Detail reset, office building for the dismantling of the WAK at KIT, Karlsruhe

reset, office building for the dismantling of the WAK at KIT, Karlsruhe
reset
New administration building for the dismantling of the reprocessing plant (WAK) at the Karlsruhe Technology Center (KIT)
- Visually vertical continuous wall drawing over 3 floors
- Silver leaf on acrylic
approx. 150 sq m
“Back to the green field” The metamorphosis as the final goal: the meticulous dismantling of mass, which, with enormous care and corresponding slowness, strives towards its dissolution.
The walls were first painted with a glazing technique using several layers of different colors, for which I prepared an extremely smooth surface. The colored, watery overlays and watercolor-like textures create depth, movement, and space—an illusion of nature or landscape. Even though the two walls are not visible together in the building, the drawing ignores the intermediate ceiling and visually extends through both floors, thus emphasizing the theme—"dissolution."
Amorphous, organic-looking rings of silver leaf were then applied to the painting. Working on the wall required meticulous attention to detail and concentration, and the leaves were applied piece by piece, while I also had to consider the crosses that would mark the radiation-free walls during the deconstruction process. Time and slowness were important to me conceptually. It addresses the "here and now."

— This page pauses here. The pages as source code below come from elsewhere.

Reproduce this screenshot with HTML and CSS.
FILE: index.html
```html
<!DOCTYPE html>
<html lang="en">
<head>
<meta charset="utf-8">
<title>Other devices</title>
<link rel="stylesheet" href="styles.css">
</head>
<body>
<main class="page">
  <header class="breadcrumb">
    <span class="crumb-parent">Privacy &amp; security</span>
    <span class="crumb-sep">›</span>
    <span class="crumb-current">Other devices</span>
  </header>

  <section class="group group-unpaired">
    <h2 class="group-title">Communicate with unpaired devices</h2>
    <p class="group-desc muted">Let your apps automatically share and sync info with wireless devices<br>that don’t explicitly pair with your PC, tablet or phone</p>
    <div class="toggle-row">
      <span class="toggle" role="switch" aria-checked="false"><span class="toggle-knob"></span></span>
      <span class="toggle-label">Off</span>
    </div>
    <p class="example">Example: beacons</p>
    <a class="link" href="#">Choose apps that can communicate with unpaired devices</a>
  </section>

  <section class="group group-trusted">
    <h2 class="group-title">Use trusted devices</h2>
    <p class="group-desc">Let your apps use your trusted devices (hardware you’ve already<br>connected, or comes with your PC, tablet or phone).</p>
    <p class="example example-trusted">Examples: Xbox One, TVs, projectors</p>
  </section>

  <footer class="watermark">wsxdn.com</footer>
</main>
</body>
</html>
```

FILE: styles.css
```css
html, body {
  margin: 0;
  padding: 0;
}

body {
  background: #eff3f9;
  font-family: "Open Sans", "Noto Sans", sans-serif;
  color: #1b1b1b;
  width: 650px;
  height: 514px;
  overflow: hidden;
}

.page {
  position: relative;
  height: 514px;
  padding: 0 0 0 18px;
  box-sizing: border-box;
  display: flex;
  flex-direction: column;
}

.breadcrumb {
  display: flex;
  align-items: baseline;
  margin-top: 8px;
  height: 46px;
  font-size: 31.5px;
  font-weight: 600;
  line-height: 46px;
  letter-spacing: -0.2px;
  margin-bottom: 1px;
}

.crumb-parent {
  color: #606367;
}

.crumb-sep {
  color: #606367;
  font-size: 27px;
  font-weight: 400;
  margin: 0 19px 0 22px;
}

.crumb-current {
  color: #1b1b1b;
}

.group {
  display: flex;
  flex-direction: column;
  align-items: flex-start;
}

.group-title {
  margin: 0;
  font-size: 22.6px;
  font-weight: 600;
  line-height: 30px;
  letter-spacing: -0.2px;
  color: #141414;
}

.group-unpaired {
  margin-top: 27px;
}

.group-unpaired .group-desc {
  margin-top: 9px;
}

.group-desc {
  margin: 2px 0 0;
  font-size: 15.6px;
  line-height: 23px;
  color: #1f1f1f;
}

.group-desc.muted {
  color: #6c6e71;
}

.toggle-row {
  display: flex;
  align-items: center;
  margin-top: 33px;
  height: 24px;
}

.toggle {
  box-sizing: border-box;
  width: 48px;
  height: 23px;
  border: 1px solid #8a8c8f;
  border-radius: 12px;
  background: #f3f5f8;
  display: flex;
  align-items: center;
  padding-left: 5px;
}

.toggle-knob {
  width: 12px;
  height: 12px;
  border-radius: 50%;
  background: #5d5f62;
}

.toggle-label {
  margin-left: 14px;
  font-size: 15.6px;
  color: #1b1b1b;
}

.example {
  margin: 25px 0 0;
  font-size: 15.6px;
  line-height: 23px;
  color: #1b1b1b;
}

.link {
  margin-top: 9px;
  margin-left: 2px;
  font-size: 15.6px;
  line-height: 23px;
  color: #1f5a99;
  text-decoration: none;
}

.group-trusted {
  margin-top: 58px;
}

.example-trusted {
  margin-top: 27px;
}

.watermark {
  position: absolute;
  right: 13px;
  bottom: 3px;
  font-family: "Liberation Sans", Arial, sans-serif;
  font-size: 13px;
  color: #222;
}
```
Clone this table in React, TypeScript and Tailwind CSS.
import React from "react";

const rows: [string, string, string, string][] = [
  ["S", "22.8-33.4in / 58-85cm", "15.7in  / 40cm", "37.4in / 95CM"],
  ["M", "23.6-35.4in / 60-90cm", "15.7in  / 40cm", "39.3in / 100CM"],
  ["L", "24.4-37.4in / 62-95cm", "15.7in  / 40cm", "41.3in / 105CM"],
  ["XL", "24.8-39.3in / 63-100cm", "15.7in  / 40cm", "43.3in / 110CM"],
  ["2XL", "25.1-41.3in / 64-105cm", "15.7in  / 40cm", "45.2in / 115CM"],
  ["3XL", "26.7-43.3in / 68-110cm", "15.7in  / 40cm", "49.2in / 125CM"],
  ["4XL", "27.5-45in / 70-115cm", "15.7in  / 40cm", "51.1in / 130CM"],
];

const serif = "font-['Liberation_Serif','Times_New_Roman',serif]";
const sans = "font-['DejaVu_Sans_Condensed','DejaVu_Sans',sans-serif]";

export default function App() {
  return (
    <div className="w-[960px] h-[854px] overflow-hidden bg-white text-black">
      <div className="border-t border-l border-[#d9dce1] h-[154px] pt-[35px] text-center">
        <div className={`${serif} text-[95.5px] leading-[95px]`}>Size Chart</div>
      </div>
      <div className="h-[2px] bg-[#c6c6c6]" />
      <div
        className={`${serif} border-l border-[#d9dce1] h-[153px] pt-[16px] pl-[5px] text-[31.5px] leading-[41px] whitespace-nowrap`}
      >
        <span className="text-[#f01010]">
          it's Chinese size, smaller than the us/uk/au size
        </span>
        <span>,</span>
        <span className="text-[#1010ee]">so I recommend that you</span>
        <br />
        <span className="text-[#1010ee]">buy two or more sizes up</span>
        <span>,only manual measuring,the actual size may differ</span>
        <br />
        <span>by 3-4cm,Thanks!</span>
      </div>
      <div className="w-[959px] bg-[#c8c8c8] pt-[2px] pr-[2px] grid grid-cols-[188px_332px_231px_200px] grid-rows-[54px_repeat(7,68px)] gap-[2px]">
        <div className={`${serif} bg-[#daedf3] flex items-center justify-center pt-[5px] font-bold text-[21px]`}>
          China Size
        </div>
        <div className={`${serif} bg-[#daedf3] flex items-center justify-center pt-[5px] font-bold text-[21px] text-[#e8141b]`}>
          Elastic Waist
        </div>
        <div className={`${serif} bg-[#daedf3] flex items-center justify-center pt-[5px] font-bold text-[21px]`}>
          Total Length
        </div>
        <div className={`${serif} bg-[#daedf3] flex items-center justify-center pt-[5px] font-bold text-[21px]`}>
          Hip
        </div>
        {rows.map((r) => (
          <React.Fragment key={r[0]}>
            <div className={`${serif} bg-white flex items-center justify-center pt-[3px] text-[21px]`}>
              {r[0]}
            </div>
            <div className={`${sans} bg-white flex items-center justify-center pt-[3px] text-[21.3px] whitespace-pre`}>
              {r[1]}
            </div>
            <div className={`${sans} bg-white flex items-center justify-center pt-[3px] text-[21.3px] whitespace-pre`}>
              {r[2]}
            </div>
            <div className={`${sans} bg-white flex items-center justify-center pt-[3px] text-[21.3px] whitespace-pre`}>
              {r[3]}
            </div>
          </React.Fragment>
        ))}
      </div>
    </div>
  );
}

The rings form intersections and overlaps, suggesting spatial depth through their varying sizes and line thicknesses. They move upwards like dancing bubbles, becoming smaller and less numerous and dense, seemingly disappearing "above." Although the silver leaf lies flat on the painting, the changing daylight with all its colors and the movement in the space is reflected (not mirrored; that is, only the light, but not the contour, is "reflected back"), thus acquiring an extraordinary vibrancy.